11.20.2013

EDITOR’S VIEW: Fantasy Football Meets Markets

11.20.2013
Terry Flanagan

This column appears in the November-December issue of Markets Media magazine.

My fantasy football team is lousy.

As of Halloween I was 3-5, good for 10th place in a pretty competitive 12-team league (EDITOR’S NOTE: As of Nov. 20, my team is 3-8 and still in 10th place). And quite candidly, my team is not as good as the record indicates, as one of my wins was very lucky and most of my losses were blowouts. This might be my worst team in more than a decade of playing — essentially I have Jamaal Charles and Cam Newton, and a bunch of bums surrounding them.

Terry Flanagan, Markets Media

Terry Flanagan, Markets Media

I haven’t been especially hard-hit by injuries, so I can’t say I’ve been unlucky in that regard. No, I can only blame the man in the mirror for my poorly constructed team, which is a function of a bad draft, and waiver-wire pickups who for the most part have provided little or no impact.

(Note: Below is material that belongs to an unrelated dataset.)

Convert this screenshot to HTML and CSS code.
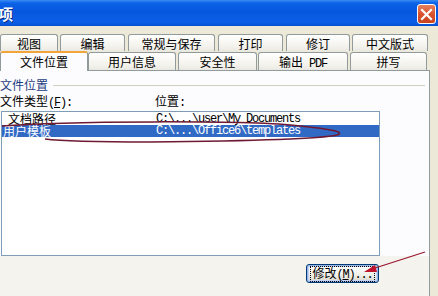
FILE: index.html
```html
<!DOCTYPE html>
<html lang="zh-CN">
<head>
<meta charset="utf-8">
<title>选项</title>
<link rel="stylesheet" href="styles.css">
</head>
<body>
<div class="window">
  <div class="titlebar">
    <span class="title">选项</span>
    <span class="close">
      <svg width="13" height="13" viewBox="0 0 13 13"><path d="M2 2 L11 11 M11 2 L2 11" stroke="#fff" stroke-width="2.2" stroke-linecap="square"/></svg>
    </span>
  </div>
  <div class="body">
    <div class="tabs">
      <div class="row row1">
        <div class="tab w58">视图</div>
        <div class="tab w65 ml2">编辑</div>
        <div class="tab w87 ml3">常规与保存</div>
        <div class="tab w65 ml3">打印</div>
        <div class="tab w64 ml3">修订</div>
        <div class="tab w76 ml2">中文版式</div>
      </div>
      <div class="row row2">
        <div class="tab sel w88">文件位置</div>
        <div class="tab w88">用户信息</div>
        <div class="tab w79 ml2">安全性</div>
        <div class="tab w90 ml1">输出<span class="asc"> PDF</span></div>
        <div class="tab w77 ml2">拼写</div>
      </div>
    </div>
    <div class="panel">
      <div class="top">
        <div class="group-title"><span>文件位置</span><span class="gline"></span></div>
        <div class="labels">
          <span class="col1">文件类型<span class="asc">(<u>F</u>):</span></span>
          <span class="col2">位置<span class="asc">:</span></span>
        </div>
        <div class="listbox">
          <div class="item">
            <span class="name n1">文档路径</span>
            <span class="path asc">C:\...\user\My Documents</span>
          </div>
          <div class="item selected">
            <span class="name n2">用户模板</span>
            <span class="path asc">C:\...\Office6\templates</span>
          </div>
        </div>
      </div>
      <div class="footer">
        <button class="btn"><span class="focus">修改<span class="asc">(<u>M</u>)...</span></span></button>
      </div>
    </div>
  </div>
</div>
<svg class="marks" width="438" height="296" viewBox="0 0 438 296">
  <path d="M2 126 C 60 121, 250 120, 300 126 C 330 129, 346 132, 337 135 C 320 139, 250 141, 150 142 C 95 142, 60 141, 45 139" fill="none" stroke="#6e1a34" stroke-width="1.5"/>
  <path d="M425 252 L 372 269" stroke="#9a1830" stroke-width="1.3" fill="none"/>
  <path d="M364 272 L 375 265 L 377 272 Z" fill="#c0142c"/>
</svg>
</body>
</html>
```
FILE: styles.css
```css
html, body {
  margin: 0;
  padding: 0;
}
body {
  width: 438px;
  height: 296px;
  overflow: hidden;
  background: #ece9d8;
  font-family: "Noto Sans CJK SC", "Liberation Sans", sans-serif;
  font-size: 12px;
  color: #000;
  position: relative;
}
.window {
  width: 438px;
  height: 296px;
  display: flex;
  flex-direction: column;
}
.titlebar {
  height: 26px;
  flex: none;
  display: flex;
  align-items: center;
  justify-content: space-between;
  background: linear-gradient(#3b8cf5 0%, #0c62e6 12%, #0757de 45%, #0a5fe6 85%, #0650d0 100%);
  overflow: hidden;
}
.title {
  margin-left: -17px;
  color: #fff;
  font-weight: bold;
  font-size: 15px;
  line-height: 18px;
  margin-top: 1px;
  text-shadow: 1px 1px 0 #0a2f8a;
}
.close {
  width: 19px;
  height: 20px;
  margin-right: 2px;
  margin-top: 2px;
  box-sizing: border-box;
  border: 1px solid #fff;
  border-radius: 3px;
  background: linear-gradient(#e8805c, #d9542e 50%, #c9431e);
  display: flex;
  align-items: center;
  justify-content: center;
}
.body {
  flex: 1;
  display: flex;
  flex-direction: column;
  padding-top: 8px;
  width: 430px;
}
.tabs {
  display: flex;
  flex-direction: column;
}
.row {
  display: flex;
}
.row1 {
  height: 17px;
}
.row2 {
  height: 19px;
  align-items: flex-end;
}
.tab {
  box-sizing: border-box;
  border: 1px solid #919b9c;
  border-bottom: none;
  border-radius: 3px 3px 0 0;
  background: linear-gradient(#ffffff, #f3f2ec 70%, #e9e8e2);
  text-align: center;
  flex: none;
  white-space: pre;
}
.row1 .tab {
  height: 17px;
  line-height: 17px;
}
.row2 .tab {
  height: 18px;
  line-height: 18px;
}
.row2 .tab.sel {
  height: 20px;
  margin-bottom: -1px;
  background: #fcfcfe;
  border-top: 2px solid #f2a53a;
  border-left-color: #919b9c;
  position: relative;
  z-index: 2;
  line-height: 18px;
}
.w58 { width: 58px; }
.w64 { width: 64px; }
.w65 { width: 65px; }
.w76 { width: 76px; }
.w77 { width: 77px; }
.w79 { width: 79px; }
.w87 { width: 87px; }
.w88 { width: 88px; }
.w90 { width: 90px; }
.ml1 { margin-left: 1px; }
.ml2 { margin-left: 2px; }
.ml3 { margin-left: 3px; }
.asc {
  font-family: "Liberation Mono", "DejaVu Sans Mono", monospace;
  font-size: 12px;
  letter-spacing: -1.2px;
}
.panel {
  flex: 1;
  display: flex;
  flex-direction: column;
  border-top: 1px solid #919b9c;
  border-right: 1px solid #919b9c;
  background: #fcfcfe;
}
.top {
  display: flex;
  flex-direction: column;
  padding-top: 6px;
  background: #fcfcfe;
}
.group-title {
  display: flex;
  align-items: center;
  height: 16px;
  line-height: 16px;
  color: #1e3c82;
}
.gline {
  flex: 1;
  height: 1px;
  background: #d0d0bf;
  margin-left: 5px;
  margin-right: 4px;
}
.labels {
  display: flex;
  height: 14px;
  line-height: 14px;
  margin-top: 1px;
}
.col1 {
  width: 155px;
}
.listbox {
  margin-top: 3px;
  margin-left: 1px;
  width: 379px;
  height: 145px;
  box-sizing: border-box;
  border: 1px solid #7f9db9;
  background: #fff;
  padding-top: 1px;
}
.item {
  display: flex;
  height: 12px;
  line-height: 12px;
  white-space: pre;
}
.item.selected {
  background: #316ac5;
  color: #fff;
}
.name {
  width: 154px;
  box-sizing: border-box;
}
.n1 { padding-left: 6px; }
.n2 { padding-left: 1px; }
.footer {
  flex: 1;
  background: #f4f3ee;
  display: flex;
  align-items: flex-start;
  padding-top: 8px;
}
.btn {
  margin-left: 306px;
  width: 73px;
  height: 19px;
  padding: 0;
  box-sizing: border-box;
  border: 1px solid #003c74;
  border-radius: 3px;
  background: linear-gradient(#ffffff, #f0f0ea 60%, #d8d5c8);
  box-shadow: inset 0 0 0 1px #98b4e8, inset 0 0 0 2px #c4d3f6;
  font-family: "Noto Sans CJK SC", sans-serif;
  font-size: 12px;
  color: #000;
  display: flex;
  align-items: center;
  justify-content: center;
}
.focus {
  outline: 1px dotted #000;
  outline-offset: 0;
  line-height: 12px;
  padding: 0 1px;
}
.marks {
  position: absolute;
  left: 0;
  top: 0;
  pointer-events: none;
}
```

But I’d like to extract some positives from this debacle, which got me thinking. Aside from using it to fulfill my bimonthly ~700-word quota for this godforsaken column, could I apply a few lessons of this lost fantasy season to trading and investing?
I’ll give it a try.

Mistake #1: Drafting Atlanta RB Steven Jackson in round 2 (instead of Peyton Manning, A.J. Green, and Jimmy Graham — ouch!), New Orleans WR Marques Colston in round 4, and New York Giant WR Hakeem Nicks in round 5.

I lump these together because each player was a proven veteran, and each pick seemed low-risk and maybe even safe. But Jackson has been hurt for much of the season, and Colston and Nicks have massively underperformed.

There’s certainly a place on a roster for low-upside vets who can be expected to provide steady production, but in retrospect, going to the well on that demographic for three of my first five picks was too much.

Market Corollary: Sometimes low-risk can be high-risk, if the risk is opportunity cost, or missing out on upside. If an equity manager’s goal is to generate top-quartile returns, are large-cap dividend stocks in mature industries the best way to get there? Probably not.

Mistake #2: Being unaggressive on the waiver wire.
As happens every year, a number of players who have emerged as fantasy studs were on the scrap heap earlier in the season — St. Louis RB Zac Stacy and San Diego WR Keenan Allen are just a couple players who ‘coulda’ been big difference-makers for my team. I’ve nabbed a few okay guys off waivers, but mostly as emergency replacements or bye-week fill-ins — I erred in being complacent and expecting that some of my own bench guys would emerge, rather than aggressively going for guys who had already emerged.

Market Corollary: Don’t overestimate your ability to construct an optimal portfolio that will remain a optimal portfolio. If it’s worth trading out of a position, trade out of the position.

Mistake #3: Staying with the Houston Texans defense too long.

I was happy to draft the Houston defense, which going into the season was ranked as a top-4 unit. I figured I’d lock them in and only need a bye-week replacement.

But, it was clear something was wrong right away, as the Texans’ first three opponents scored 28, 24, and 30 points. After a close loss to a tough Seattle team, they gave up 34 and 38 points in blowout losses; only at that point did I cut my own losses and drop the D.

Market Corollary: Know the difference between patience in letting an investment work itself out, and stubbornness to admit that you own a dog.

To be sure, neither I nor anyone else can predict the future — on draft night there was no way to tell that so many of my fantasy players would be abject disappointments. But at the same time, a rational assessment of my roster and subsequent transactions (or lack thereof) probably could have projected that my ceiling was just a so-so team. And as the de facto chief investment officer of my team, I am responsible for that.